──────── INFORMATION SUPPLIED

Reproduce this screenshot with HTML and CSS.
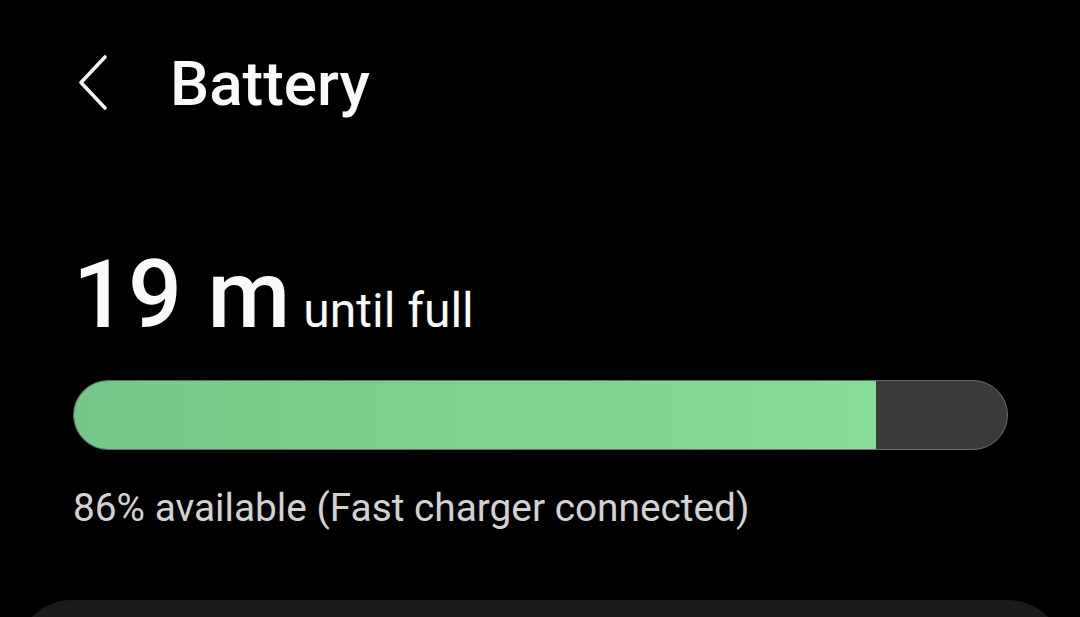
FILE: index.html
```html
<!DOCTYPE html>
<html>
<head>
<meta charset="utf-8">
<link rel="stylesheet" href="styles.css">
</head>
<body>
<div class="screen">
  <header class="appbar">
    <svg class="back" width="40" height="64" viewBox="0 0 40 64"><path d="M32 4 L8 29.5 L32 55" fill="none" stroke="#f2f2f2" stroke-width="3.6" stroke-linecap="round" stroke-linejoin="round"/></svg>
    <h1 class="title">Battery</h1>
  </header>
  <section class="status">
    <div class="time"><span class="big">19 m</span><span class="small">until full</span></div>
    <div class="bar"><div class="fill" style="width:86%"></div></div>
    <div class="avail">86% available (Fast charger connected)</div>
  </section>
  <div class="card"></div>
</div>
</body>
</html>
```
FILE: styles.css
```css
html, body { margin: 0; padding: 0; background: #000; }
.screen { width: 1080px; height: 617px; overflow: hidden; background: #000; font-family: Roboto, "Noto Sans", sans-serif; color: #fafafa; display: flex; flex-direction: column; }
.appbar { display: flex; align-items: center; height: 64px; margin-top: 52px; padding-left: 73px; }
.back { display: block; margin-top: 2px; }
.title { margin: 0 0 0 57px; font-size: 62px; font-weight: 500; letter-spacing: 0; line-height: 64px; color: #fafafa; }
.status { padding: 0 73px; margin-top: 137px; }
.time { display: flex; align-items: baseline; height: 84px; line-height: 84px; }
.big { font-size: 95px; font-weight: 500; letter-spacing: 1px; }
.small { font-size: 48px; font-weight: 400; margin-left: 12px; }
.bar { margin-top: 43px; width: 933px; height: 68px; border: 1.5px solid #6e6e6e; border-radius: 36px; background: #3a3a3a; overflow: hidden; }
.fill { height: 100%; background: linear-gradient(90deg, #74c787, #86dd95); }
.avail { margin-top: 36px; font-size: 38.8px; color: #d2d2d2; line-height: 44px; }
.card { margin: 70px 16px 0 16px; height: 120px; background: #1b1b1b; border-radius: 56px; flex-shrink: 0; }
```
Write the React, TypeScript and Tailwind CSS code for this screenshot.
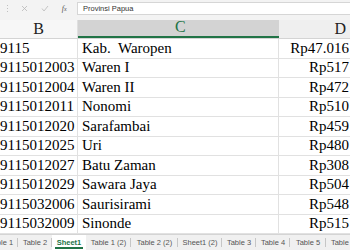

────────────────

**WHAT TO WORK ON**:
Every line in the data above that contains "this" needs to be copied.

**TASK OUTPUT**:
Reproduce this screenshot with HTML and CSS.
Write the React, TypeScript and Tailwind CSS code for this screenshot.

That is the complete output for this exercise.